There's no half-way for subsea cable systems. Cables are either built or they aren't. Once committed, there's no turning back a cable ship on the high seas. Terabits of dark fiber worldwide bear testament to those who call it wrong.

New systems are announced months or years before the first fibers are sheathed. To most of us it looks like a billion-dollar pissing contest. In the industry it's known as 'testing market demand' - a necessary stage in a high-risk, capital-intensive game.

Understanding the all-or-nothing nature of subsea bandwidth helps explain a lot about the industry today. It also helps to explain why at any given time no one is quite sure just how much capacity lies ahead.

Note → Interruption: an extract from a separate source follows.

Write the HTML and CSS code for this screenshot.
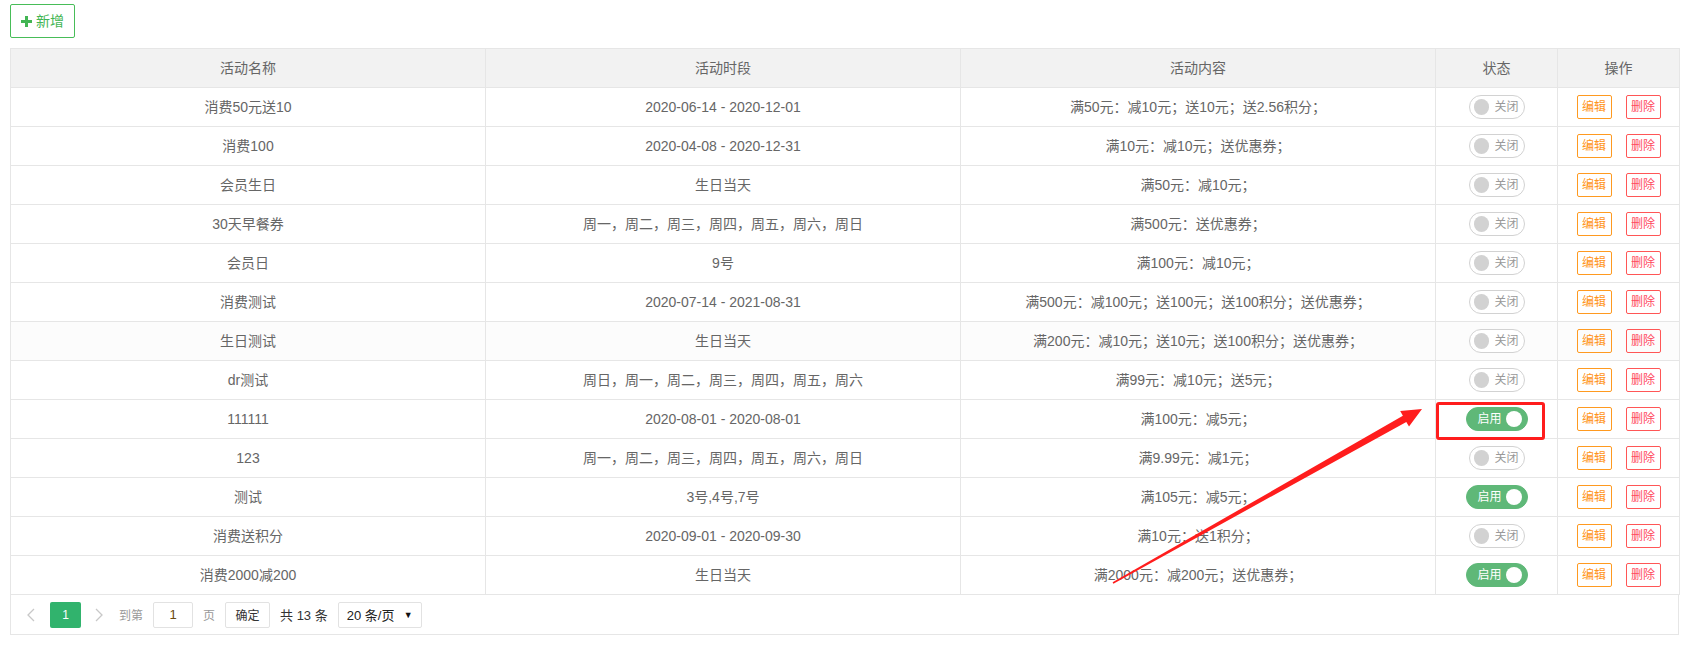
FILE: index.html
```html
<!doctype html>
<html lang="zh-CN">

    <head>
        <meta charset="UTF-8" />
        <title>活动管理</title>
        <link rel="stylesheet" href="styles.css">
    </head>

    <body>
        <div class="toolbar">
            <a href="#" class="btn-add">
                <svg width="11" height="11" viewBox="0 0 11 11"><rect x="4" y="0" width="3" height="11" fill="#42b553"/><rect x="0" y="4" width="11" height="3" fill="#42b553"/></svg>
                <span>新增</span>
            </a>
        </div>
        <div class="wrap">
            <table class="list">
                <colgroup>
                    <col class="c-wide" />
                    <col class="c-wide" />
                    <col class="c-wide" />
                    <col class="c-narrow" />
                    <col class="c-narrow" />
                </colgroup>
                <thead>
                    <tr>
                        <th>活动名称</th>
                        <th>活动时段</th>
                        <th>活动内容</th>
                        <th>状态</th>
                        <th>操作</th>
                    </tr>
                </thead>
                <tbody>
                    <tr>
                        <td>消费50元送10</td>
                        <td>2020-06-14 - 2020-12-01</td>
                        <td>满50元：减10元；送10元；送2.56积分；</td>
                        <td><span class="switch"><i></i><em>关闭</em></span></td>
                        <td><span class="op"><a href="#" class="edit">编辑</a><a href="#" class="del">删除</a></span></td>
                    </tr>
                    <tr>
                        <td>消费100</td>
                        <td>2020-04-08 - 2020-12-31</td>
                        <td>满10元：减10元；送优惠券；</td>
                        <td><span class="switch"><i></i><em>关闭</em></span></td>
                        <td><span class="op"><a href="#" class="edit">编辑</a><a href="#" class="del">删除</a></span></td>
                    </tr>
                    <tr>
                        <td>会员生日</td>
                        <td>生日当天</td>
                        <td>满50元：减10元；</td>
                        <td><span class="switch"><i></i><em>关闭</em></span></td>
                        <td><span class="op"><a href="#" class="edit">编辑</a><a href="#" class="del">删除</a></span></td>
                    </tr>
                    <tr>
                        <td>30天早餐券</td>
                        <td>周一，周二，周三，周四，周五，周六，周日</td>
                        <td>满500元：送优惠券；</td>
                        <td><span class="switch"><i></i><em>关闭</em></span></td>
                        <td><span class="op"><a href="#" class="edit">编辑</a><a href="#" class="del">删除</a></span></td>
                    </tr>
                    <tr>
                        <td>会员日</td>
                        <td>9号</td>
                        <td>满100元：减10元；</td>
                        <td><span class="switch"><i></i><em>关闭</em></span></td>
                        <td><span class="op"><a href="#" class="edit">编辑</a><a href="#" class="del">删除</a></span></td>
                    </tr>
                    <tr>
                        <td>消费测试</td>
                        <td>2020-07-14 - 2021-08-31</td>
                        <td>满500元：减100元；送100元；送100积分；送优惠券；</td>
                        <td><span class="switch"><i></i><em>关闭</em></span></td>
                        <td><span class="op"><a href="#" class="edit">编辑</a><a href="#" class="del">删除</a></span></td>
                    </tr>
                    <tr class="hover">
                        <td>生日测试</td>
                        <td>生日当天</td>
                        <td>满200元：减10元；送10元；送100积分；送优惠券；</td>
                        <td><span class="switch"><i></i><em>关闭</em></span></td>
                        <td><span class="op"><a href="#" class="edit">编辑</a><a href="#" class="del">删除</a></span></td>
                    </tr>
                    <tr>
                        <td>dr测试</td>
                        <td>周日，周一，周二，周三，周四，周五，周六</td>
                        <td>满99元：减10元；送5元；</td>
                        <td><span class="switch"><i></i><em>关闭</em></span></td>
                        <td><span class="op"><a href="#" class="edit">编辑</a><a href="#" class="del">删除</a></span></td>
                    </tr>
                    <tr>
                        <td>111111</td>
                        <td>2020-08-01 - 2020-08-01</td>
                        <td>满100元：减5元；</td>
                        <td><span class="switch on"><em>启用</em><i></i></span></td>
                        <td><span class="op"><a href="#" class="edit">编辑</a><a href="#" class="del">删除</a></span></td>
                    </tr>
                    <tr>
                        <td>123</td>
                        <td>周一，周二，周三，周四，周五，周六，周日</td>
                        <td>满9.99元：减1元；</td>
                        <td><span class="switch"><i></i><em>关闭</em></span></td>
                        <td><span class="op"><a href="#" class="edit">编辑</a><a href="#" class="del">删除</a></span></td>
                    </tr>
                    <tr>
                        <td>测试</td>
                        <td>3号,4号,7号</td>
                        <td>满105元：减5元；</td>
                        <td><span class="switch on"><em>启用</em><i></i></span></td>
                        <td><span class="op"><a href="#" class="edit">编辑</a><a href="#" class="del">删除</a></span></td>
                    </tr>
                    <tr>
                        <td>消费送积分</td>
                        <td>2020-09-01 - 2020-09-30</td>
                        <td>满10元：送1积分；</td>
                        <td><span class="switch"><i></i><em>关闭</em></span></td>
                        <td><span class="op"><a href="#" class="edit">编辑</a><a href="#" class="del">删除</a></span></td>
                    </tr>
                    <tr>
                        <td>消费2000减200</td>
                        <td>生日当天</td>
                        <td>满2000元：减200元；送优惠券；</td>
                        <td><span class="switch on"><em>启用</em><i></i></span></td>
                        <td><span class="op"><a href="#" class="edit">编辑</a><a href="#" class="del">删除</a></span></td>
                    </tr>
                </tbody>
            </table>
            <div class="page">
                <span class="prev"><svg width="8" height="14" viewBox="0 0 8 14"><polyline points="7,1 1,7 7,13" fill="none" stroke="#c8c8c8" stroke-width="1.3"/></svg></span>
                <span class="curr">1</span>
                <span class="next"><svg width="8" height="14" viewBox="0 0 8 14"><polyline points="1,1 7,7 1,13" fill="none" stroke="#c8c8c8" stroke-width="1.3"/></svg></span>
                <span class="skip">到第</span>
                <input class="jump" type="text" value="1" />
                <span class="skip page-unit">页</span>
                <button class="ok">确定</button>
                <span class="count">共 13 条</span>
                <span class="limit"><span>20 条/页</span><b>▼</b></span>
            </div>
        </div>

        <!-- 标注 -->
        <div class="mark"></div>
        <svg class="arrow" width="1687" height="647" viewBox="0 0 1687 647">
            <polygon points="1112.6,582.3 1402.9,415.8 1400.2,411 1422,409 1409,426.6 1406.3,421.9 1113.4,583.7" fill="#ff1d1d"/>
        </svg>
    </body>

</html>
```

FILE: styles.css
```css
* {
    padding: 0px;
    margin: 0px;
    box-sizing: border-box;
}

html,
body {
    font-size: 14px;
    font-family: "Liberation Sans", "Noto Sans CJK SC", sans-serif;
    color: #666;
    background: #fff;
    width: 100%;
    height: 100%;
}

body {
    position: relative;
    padding-top: 4px;
}

a {
    text-decoration: none;
}

.toolbar {
    padding-left: 10px;
    height: 44px;
}

.btn-add {
    display: inline-flex;
    align-items: center;
    width: 65px;
    height: 34px;
    padding-left: 10px;
    border: 1px solid #47bd58;
    border-radius: 2px;
    color: #42b553;
    font-size: 14px;
    line-height: 20px;
}

.btn-add svg {
    margin-right: 4px;
}

.wrap {
    margin: 0 8px 0 10px;
}

.list {
    width: 100%;
    table-layout: fixed;
    border-collapse: collapse;
}

.list col.c-wide {
    width: 475px;
}

.list col.c-narrow {
    width: 122px;
}

.list th,
.list td {
    height: 39px;
    padding: 0 15px;
    border: 1px solid #e6e6e6;
    text-align: center;
    vertical-align: middle;
    font-weight: normal;
    line-height: 20px;
    white-space: nowrap;
}

.list th {
    background: #f2f2f2;
    color: #666;
}

.list tr.hover td {
    background: #fcfcfc;
}

.switch {
    display: inline-flex;
    align-items: center;
    width: 56px;
    height: 24px;
    padding: 0 5px 0 4px;
    border: 1px solid #d2d2d2;
    border-radius: 12px;
    background: #fff;
    vertical-align: middle;
}

.switch i {
    display: block;
    width: 16px;
    height: 16px;
    border-radius: 50%;
    background: #d2d2d2;
}

.switch em {
    font-style: normal;
    font-size: 12px;
    line-height: 16px;
    color: #999;
    margin-left: 5px;
}

.switch.on {
    width: 62px;
    padding: 0 5px 0 11px;
    border-color: #5fb878;
    background: #5fb878;
}

.switch.on i {
    background: #fff;
    margin-left: 4px;
}

.switch.on em {
    color: #fff;
    margin-left: 0;
}

.op {
    display: inline-flex;
    gap: 14px;
    vertical-align: middle;
}

.op a {
    display: block;
    width: 35px;
    height: 24px;
    line-height: 22px;
    font-size: 12px;
    border: 1px solid;
    border-radius: 2px;
    text-align: center;
}

.op a.edit {
    color: #ff9420;
    border-color: #ff9a20;
}

.op a.del {
    color: #ff4a60;
    border-color: #ff5656;
}

.page {
    display: flex;
    align-items: center;
    height: 40px;
    border: 1px solid #e6e6e6;
    border-top: none;
    font-size: 12px;
}

.page .prev,
.page .next {
    display: flex;
    align-items: center;
    justify-content: center;
    width: 22px;
    height: 26px;
}

.page .prev {
    margin-left: 9px;
}

.page .curr {
    margin-left: 8px;
    width: 31px;
    height: 26px;
    line-height: 26px;
    text-align: center;
    color: #fff;
    background: #31b36d;
    border-radius: 2px;
}

.page .next {
    margin-left: 7px;
}

.page .skip {
    margin-left: 9px;
    color: #999;
}

.page .jump {
    margin-left: 10px;
    width: 40px;
    height: 26px;
    border: 1px solid #e2e2e2;
    border-radius: 2px;
    text-align: center;
    font-family: "Liberation Sans", "Noto Sans CJK SC", sans-serif;
    font-size: 13px;
    color: #6b4a10;
    outline: none;
}

.page .page-unit {
    margin-left: 10px;
}

.page .ok {
    margin-left: 10px;
    width: 45px;
    height: 26px;
    border: 1px solid #e2e2e2;
    border-radius: 2px;
    background: #fff;
    font-family: "Liberation Sans", "Noto Sans CJK SC", sans-serif;
    font-size: 12px;
    color: #333;
}

.page .count {
    margin-left: 10px;
    font-size: 13px;
    color: #333;
}

.page .limit {
    display: flex;
    align-items: center;
    justify-content: space-between;
    margin-left: 10px;
    width: 84px;
    height: 26px;
    padding: 0 8px 0 8px;
    border: 1px solid #e2e2e2;
    border-radius: 2px;
    font-size: 13px;
    color: #222;
}

.page .limit b {
    font-weight: normal;
    font-size: 9px;
    color: #111;
}

.mark {
    position: absolute;
    left: 1436px;
    top: 402px;
    width: 109px;
    height: 38px;
    border: 3px solid #ff1d1d;
    border-radius: 3px;
}

.arrow {
    position: absolute;
    left: 0px;
    top: 0px;
    pointer-events: none;
}
```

That's especially true now, with a capacity boom well underway. Yet no one dares to use that b-word because it calls to mind another b-word - 'bubble'. Half a dozen years since the bandwidth bubble burst its specter still haunts the subsea business (see story, 'The bust revisited', p.18).
'We are definitely seeing a surge in demand,' said Ian Douglas, Asian director of subsea cable builder Global Marine. The next two years promise to be 'by far the busiest' for the firm since the boom of the late 1990s.

Alcatel-Lucent Submarine, the biggest subsea system vendor, is on track to double revenue this year. 'Everybody seems to be willing to build new cables,' says chief Jean Godeluck.

In the planning stage

On the drawing board are multiple cables from India to Europe, two that link southeast and northeast Asia, the first dedicated African link, countless niche cables and even one more for the Atlantic.

However, the plans that cause the most concern are those over the world's biggest route, the trans-Pacific. At least six new cables are planned: four for the northern route from Japan, one for the southern section from Australia, and one more over a route yet to be determined - Google's Unity cable.

Telegeography senior analyst Eric Schoonover says the cable systems now being planned would together add multi-terabits to trans-Pacific capacity.

Of the new cables, the monster Trans-Pacific Express (TPE), direct from China to the US, is an absolute certainty. Built by the main Chinese fixed-line carriers, it has notional 5.12-Tbps capacity and an initial build of 1.28 Tbps.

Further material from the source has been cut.